§ **Aim**: Where does the string "this" appear in the records? Copy every line that contains it.

§ **Supplied records**:
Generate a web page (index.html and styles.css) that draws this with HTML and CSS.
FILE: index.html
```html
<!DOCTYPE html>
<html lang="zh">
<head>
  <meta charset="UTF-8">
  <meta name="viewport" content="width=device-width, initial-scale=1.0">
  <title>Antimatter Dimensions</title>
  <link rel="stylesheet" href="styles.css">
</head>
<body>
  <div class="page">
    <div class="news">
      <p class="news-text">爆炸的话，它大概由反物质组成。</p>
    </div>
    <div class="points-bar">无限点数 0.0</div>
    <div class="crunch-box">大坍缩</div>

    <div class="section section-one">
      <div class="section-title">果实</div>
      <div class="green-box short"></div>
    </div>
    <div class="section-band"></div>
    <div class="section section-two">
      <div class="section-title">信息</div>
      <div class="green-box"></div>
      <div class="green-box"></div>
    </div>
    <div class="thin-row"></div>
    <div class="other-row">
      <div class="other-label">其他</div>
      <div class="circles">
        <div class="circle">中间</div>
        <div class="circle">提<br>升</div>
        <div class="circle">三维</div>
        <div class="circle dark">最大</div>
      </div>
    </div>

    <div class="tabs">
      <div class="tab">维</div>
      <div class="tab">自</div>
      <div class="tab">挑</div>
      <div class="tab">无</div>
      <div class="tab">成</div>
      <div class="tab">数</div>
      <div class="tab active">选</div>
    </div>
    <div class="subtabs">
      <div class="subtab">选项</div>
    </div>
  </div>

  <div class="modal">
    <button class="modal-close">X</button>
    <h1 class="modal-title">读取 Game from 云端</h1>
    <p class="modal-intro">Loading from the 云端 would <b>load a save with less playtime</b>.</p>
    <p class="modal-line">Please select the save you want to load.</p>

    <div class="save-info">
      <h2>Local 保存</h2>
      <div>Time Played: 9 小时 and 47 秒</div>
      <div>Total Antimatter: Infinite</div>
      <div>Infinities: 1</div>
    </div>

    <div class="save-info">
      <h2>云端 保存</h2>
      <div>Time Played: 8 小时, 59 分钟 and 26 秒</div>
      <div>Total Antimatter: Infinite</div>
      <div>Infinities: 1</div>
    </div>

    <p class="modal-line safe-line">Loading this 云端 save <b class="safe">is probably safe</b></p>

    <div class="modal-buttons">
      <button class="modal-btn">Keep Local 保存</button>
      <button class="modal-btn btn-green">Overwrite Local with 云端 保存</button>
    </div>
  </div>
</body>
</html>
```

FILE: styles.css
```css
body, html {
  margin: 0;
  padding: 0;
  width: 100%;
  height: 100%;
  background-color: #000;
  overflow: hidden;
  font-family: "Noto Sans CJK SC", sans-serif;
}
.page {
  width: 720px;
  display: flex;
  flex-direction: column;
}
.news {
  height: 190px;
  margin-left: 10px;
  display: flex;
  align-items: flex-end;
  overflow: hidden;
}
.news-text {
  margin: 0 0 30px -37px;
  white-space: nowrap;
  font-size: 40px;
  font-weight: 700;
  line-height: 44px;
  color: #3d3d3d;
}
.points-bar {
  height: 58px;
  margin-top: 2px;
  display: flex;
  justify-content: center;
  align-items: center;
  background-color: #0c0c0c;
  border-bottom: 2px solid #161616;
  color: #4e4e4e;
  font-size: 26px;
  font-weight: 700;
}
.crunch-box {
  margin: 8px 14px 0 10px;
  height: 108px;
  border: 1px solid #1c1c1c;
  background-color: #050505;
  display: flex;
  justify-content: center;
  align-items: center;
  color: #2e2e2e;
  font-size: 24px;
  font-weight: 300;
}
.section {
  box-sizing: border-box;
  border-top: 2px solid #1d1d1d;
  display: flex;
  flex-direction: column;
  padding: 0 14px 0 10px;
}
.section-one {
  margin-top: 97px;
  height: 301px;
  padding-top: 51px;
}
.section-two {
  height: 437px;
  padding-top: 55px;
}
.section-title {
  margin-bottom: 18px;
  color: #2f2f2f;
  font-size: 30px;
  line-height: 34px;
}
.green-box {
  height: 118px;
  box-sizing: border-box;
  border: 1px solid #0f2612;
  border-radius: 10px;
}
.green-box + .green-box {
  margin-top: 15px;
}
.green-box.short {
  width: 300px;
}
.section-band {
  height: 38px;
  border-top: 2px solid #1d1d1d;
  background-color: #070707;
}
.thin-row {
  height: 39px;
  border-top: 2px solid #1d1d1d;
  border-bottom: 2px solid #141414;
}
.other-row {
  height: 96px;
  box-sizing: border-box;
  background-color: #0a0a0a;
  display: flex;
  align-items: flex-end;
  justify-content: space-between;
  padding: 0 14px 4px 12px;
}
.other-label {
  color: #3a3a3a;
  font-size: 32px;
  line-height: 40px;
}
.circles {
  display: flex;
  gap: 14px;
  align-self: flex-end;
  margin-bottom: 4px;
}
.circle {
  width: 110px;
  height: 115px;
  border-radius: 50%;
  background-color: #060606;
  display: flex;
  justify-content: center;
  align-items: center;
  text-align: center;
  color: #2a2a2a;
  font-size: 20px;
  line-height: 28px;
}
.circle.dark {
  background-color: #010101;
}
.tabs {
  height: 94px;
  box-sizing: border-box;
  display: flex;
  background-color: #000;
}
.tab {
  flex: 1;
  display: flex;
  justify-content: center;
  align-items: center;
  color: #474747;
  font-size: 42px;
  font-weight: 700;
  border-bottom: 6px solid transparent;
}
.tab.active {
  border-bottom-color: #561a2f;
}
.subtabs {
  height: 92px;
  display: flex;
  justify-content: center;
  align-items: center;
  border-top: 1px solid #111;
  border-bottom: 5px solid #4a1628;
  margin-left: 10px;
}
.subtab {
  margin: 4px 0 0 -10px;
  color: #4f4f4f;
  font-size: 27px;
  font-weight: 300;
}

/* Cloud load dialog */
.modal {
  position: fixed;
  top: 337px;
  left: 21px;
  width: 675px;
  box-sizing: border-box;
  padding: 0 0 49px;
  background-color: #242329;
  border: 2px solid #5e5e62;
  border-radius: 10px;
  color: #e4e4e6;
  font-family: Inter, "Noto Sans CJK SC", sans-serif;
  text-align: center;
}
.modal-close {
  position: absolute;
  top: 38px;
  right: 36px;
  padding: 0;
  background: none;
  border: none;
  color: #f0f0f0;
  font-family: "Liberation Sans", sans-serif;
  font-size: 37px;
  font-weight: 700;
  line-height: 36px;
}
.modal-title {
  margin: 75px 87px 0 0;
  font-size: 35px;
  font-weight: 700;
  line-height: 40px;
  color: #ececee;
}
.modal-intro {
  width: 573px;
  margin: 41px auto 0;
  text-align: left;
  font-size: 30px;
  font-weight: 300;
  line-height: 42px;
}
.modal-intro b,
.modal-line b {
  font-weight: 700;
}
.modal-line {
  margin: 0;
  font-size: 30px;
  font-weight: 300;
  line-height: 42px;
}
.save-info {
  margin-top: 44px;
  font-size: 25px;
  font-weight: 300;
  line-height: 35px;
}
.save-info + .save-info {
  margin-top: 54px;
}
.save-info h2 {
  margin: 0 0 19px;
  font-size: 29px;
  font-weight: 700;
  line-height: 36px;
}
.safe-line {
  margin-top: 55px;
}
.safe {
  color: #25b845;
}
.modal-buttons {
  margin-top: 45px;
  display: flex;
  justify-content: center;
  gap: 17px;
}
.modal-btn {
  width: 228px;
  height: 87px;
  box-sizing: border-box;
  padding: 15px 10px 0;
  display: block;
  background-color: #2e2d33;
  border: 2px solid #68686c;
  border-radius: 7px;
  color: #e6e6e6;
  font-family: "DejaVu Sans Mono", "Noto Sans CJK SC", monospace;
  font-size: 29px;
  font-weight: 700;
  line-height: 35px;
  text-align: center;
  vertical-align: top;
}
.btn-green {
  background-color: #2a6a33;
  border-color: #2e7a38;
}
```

* * *

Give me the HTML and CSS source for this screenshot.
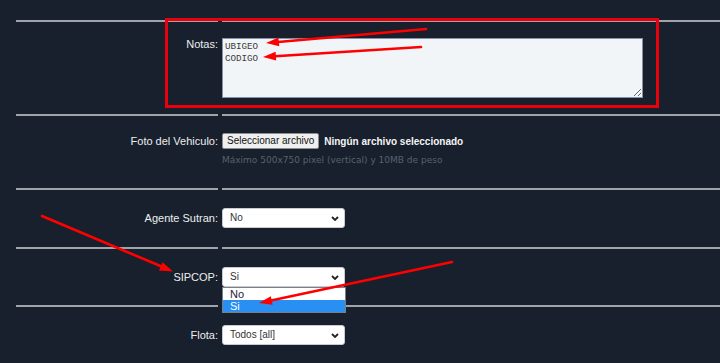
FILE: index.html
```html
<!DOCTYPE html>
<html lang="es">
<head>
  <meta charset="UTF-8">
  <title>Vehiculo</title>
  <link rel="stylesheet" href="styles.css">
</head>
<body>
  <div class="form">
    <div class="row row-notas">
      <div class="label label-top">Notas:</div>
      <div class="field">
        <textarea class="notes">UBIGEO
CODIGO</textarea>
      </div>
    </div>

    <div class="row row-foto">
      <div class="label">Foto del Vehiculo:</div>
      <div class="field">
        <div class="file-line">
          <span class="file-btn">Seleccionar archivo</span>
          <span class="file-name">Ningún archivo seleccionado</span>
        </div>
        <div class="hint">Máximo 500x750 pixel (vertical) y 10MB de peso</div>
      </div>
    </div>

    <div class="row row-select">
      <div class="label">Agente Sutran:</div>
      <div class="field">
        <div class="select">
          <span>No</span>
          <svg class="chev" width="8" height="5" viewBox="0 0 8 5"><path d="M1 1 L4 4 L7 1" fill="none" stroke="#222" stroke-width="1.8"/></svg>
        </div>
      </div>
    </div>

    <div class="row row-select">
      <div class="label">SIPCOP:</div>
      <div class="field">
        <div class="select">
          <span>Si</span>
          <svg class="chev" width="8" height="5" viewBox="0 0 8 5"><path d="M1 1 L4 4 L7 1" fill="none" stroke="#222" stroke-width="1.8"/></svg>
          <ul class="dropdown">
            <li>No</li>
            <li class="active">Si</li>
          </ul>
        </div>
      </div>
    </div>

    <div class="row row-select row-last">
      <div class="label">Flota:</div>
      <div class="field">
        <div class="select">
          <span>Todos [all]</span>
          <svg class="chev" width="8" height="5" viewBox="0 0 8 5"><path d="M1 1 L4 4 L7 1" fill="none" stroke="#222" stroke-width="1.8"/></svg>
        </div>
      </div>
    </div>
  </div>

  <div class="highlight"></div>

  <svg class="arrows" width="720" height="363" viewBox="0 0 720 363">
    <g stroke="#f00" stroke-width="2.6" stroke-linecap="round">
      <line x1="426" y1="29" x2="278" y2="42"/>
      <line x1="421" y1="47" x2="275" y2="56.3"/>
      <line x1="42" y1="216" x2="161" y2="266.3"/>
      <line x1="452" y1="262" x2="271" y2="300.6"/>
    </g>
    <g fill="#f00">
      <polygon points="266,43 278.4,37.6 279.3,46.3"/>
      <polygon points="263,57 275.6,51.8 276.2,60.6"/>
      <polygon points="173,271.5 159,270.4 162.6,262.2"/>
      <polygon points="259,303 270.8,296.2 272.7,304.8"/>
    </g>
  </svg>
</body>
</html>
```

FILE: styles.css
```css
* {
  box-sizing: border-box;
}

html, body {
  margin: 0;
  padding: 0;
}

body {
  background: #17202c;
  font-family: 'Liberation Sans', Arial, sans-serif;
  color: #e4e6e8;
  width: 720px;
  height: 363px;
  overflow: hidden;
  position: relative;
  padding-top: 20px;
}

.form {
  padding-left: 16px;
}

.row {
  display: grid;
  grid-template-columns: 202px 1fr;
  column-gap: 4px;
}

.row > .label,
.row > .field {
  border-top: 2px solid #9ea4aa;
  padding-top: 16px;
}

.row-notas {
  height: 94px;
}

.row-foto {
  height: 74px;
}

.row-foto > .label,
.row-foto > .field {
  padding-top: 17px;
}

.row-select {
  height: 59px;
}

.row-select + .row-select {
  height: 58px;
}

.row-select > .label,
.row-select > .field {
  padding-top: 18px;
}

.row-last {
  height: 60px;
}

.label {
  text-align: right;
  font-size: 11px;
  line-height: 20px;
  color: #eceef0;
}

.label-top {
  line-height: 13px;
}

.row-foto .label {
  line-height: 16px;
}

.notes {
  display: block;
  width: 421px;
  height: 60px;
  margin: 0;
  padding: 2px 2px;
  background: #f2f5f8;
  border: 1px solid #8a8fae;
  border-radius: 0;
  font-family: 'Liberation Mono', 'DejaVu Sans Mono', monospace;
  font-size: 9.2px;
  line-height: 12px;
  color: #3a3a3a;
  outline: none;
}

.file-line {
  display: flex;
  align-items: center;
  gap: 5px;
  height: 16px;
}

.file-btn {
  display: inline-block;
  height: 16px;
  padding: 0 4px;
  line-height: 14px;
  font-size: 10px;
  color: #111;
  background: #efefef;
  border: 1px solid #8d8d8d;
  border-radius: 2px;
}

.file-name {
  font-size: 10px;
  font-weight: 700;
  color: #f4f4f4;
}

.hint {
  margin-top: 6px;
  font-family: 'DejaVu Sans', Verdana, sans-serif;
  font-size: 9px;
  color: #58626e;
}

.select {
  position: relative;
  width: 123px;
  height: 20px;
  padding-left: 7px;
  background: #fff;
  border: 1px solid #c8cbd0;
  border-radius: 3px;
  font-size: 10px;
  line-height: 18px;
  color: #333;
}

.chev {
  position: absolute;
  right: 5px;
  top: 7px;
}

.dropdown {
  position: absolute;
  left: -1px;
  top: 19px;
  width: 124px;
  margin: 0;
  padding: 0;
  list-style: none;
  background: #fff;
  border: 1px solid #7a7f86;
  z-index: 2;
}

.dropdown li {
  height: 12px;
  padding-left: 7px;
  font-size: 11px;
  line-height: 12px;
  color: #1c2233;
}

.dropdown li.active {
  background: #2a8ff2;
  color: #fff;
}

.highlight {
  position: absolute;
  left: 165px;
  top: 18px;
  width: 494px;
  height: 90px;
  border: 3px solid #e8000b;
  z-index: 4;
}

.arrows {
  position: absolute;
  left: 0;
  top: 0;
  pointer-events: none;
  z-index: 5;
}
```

==

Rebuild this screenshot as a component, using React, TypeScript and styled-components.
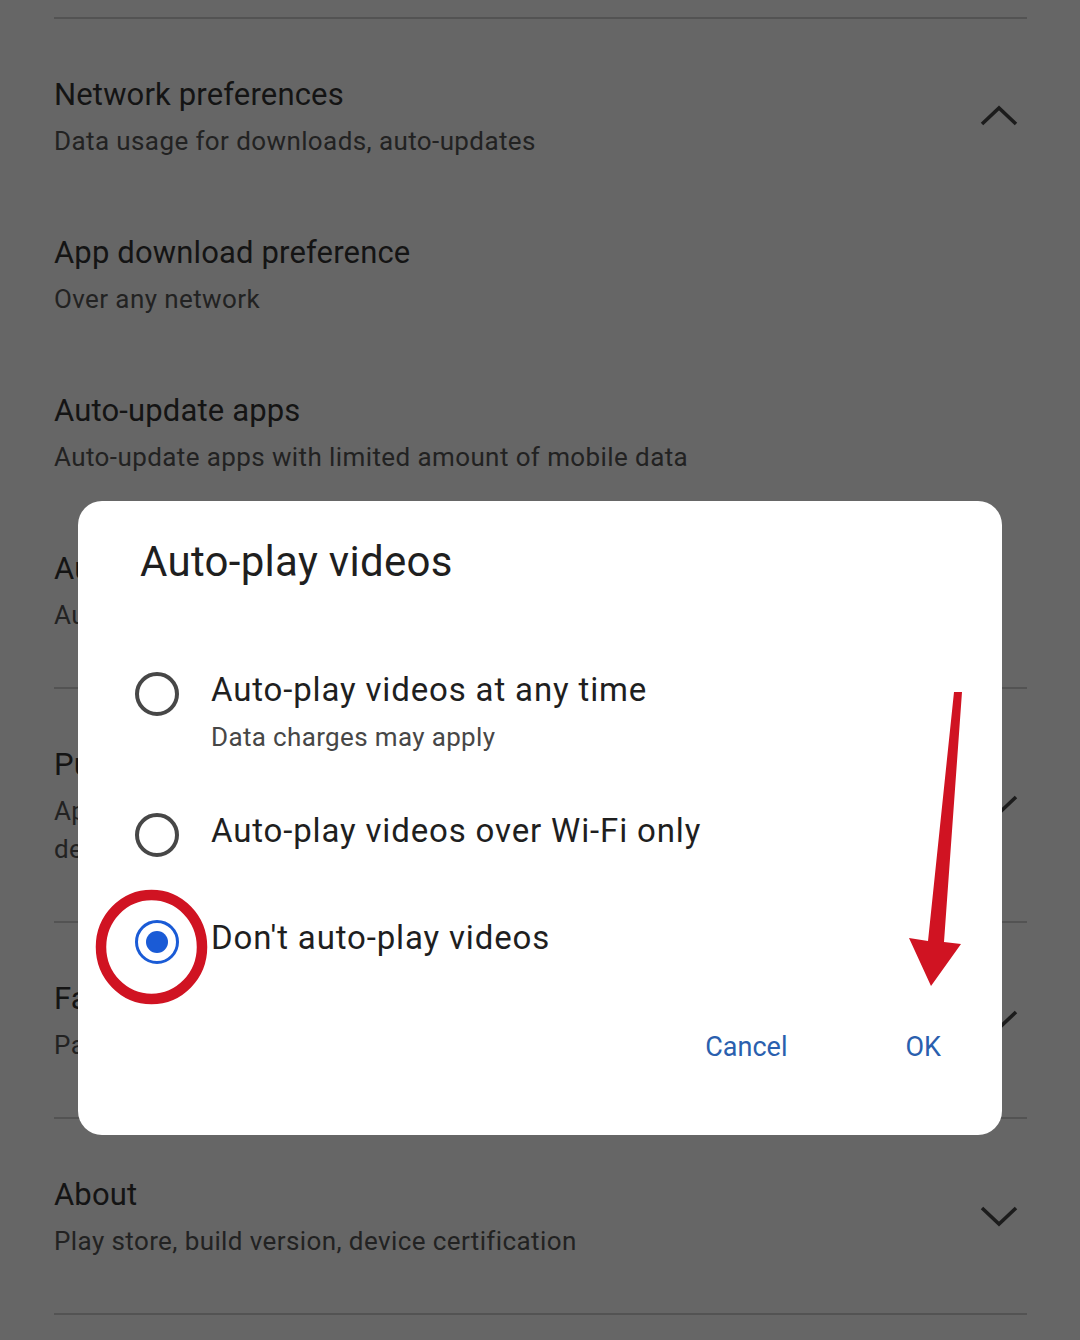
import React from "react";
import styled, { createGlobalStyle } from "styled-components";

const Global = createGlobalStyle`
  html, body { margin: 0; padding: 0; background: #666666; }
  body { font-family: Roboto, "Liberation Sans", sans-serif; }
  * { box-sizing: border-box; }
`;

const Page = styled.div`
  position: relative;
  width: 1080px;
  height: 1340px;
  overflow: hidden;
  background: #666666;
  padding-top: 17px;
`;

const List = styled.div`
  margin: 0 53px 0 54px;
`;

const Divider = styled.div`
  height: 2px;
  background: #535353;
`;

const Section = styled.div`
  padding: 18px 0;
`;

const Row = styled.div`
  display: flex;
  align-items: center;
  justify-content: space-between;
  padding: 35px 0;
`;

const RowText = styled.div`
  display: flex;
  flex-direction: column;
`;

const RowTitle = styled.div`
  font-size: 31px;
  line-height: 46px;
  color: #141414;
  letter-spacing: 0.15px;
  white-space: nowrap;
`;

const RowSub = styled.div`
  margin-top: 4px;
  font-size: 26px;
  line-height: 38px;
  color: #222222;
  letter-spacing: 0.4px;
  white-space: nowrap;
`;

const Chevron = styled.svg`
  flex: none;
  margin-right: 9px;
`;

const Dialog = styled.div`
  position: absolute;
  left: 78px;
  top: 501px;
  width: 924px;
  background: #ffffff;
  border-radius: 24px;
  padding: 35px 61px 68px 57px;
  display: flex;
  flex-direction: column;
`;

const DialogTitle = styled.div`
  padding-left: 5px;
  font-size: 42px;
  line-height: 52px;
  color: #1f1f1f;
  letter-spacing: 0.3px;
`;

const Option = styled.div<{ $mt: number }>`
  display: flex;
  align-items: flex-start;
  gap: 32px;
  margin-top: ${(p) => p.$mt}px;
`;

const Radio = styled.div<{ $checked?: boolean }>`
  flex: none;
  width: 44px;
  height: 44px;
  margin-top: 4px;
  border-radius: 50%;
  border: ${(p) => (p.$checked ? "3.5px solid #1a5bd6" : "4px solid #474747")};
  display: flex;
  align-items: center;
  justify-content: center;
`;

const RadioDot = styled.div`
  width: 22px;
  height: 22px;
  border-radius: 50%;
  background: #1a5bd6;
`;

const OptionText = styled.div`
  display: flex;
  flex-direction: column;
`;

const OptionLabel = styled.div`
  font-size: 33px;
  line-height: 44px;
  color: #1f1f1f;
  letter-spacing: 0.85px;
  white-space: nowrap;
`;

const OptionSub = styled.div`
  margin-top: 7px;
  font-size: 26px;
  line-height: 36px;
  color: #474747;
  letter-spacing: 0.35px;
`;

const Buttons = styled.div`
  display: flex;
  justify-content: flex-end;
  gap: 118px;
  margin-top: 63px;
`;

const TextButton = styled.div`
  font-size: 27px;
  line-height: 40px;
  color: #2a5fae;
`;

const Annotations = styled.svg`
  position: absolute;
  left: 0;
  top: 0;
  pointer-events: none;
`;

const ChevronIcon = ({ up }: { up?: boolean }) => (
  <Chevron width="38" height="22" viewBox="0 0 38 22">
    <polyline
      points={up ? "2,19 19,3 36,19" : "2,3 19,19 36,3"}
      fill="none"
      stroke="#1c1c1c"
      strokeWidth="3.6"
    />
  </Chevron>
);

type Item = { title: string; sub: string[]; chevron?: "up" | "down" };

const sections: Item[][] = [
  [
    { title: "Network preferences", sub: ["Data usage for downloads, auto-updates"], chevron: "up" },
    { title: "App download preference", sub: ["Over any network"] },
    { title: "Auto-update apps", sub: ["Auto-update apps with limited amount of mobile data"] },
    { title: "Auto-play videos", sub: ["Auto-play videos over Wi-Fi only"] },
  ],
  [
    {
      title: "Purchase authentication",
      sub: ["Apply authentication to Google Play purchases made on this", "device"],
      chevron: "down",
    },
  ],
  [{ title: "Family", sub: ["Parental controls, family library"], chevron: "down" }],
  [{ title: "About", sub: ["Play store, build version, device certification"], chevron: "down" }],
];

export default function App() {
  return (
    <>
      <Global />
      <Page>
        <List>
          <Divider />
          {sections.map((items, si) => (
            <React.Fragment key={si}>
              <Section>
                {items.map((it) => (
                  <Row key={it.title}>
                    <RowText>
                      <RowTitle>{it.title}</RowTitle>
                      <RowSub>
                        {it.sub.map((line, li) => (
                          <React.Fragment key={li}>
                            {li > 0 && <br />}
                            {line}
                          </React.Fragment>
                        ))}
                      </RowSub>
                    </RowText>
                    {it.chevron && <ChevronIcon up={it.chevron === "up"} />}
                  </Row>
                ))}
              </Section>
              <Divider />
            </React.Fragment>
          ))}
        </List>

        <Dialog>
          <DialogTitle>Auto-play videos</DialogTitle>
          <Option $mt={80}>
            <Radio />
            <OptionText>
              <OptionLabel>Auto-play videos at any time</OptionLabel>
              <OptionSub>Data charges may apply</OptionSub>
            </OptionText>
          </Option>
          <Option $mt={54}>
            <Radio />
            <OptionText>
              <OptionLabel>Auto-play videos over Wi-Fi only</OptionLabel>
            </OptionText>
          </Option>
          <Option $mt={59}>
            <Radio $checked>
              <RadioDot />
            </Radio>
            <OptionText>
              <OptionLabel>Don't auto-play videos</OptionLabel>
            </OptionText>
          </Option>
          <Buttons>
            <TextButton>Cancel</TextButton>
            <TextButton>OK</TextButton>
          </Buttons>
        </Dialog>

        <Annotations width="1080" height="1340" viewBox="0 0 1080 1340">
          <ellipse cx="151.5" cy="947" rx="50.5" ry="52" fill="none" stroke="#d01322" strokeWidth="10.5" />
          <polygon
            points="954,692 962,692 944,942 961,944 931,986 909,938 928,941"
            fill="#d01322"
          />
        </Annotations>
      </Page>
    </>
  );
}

§ **Final result**:
Generate a web page (index.html and styles.css) that draws this with HTML and CSS.
    <p class="modal-line safe-line">Loading this 云端 save <b class="safe">is probably safe</b></p>
Give me the HTML and CSS source for this screenshot.
Rebuild this screenshot as a component, using React, TypeScript and styled-components.
      sub: ["Apply authentication to Google Play purchases made on this", "device"],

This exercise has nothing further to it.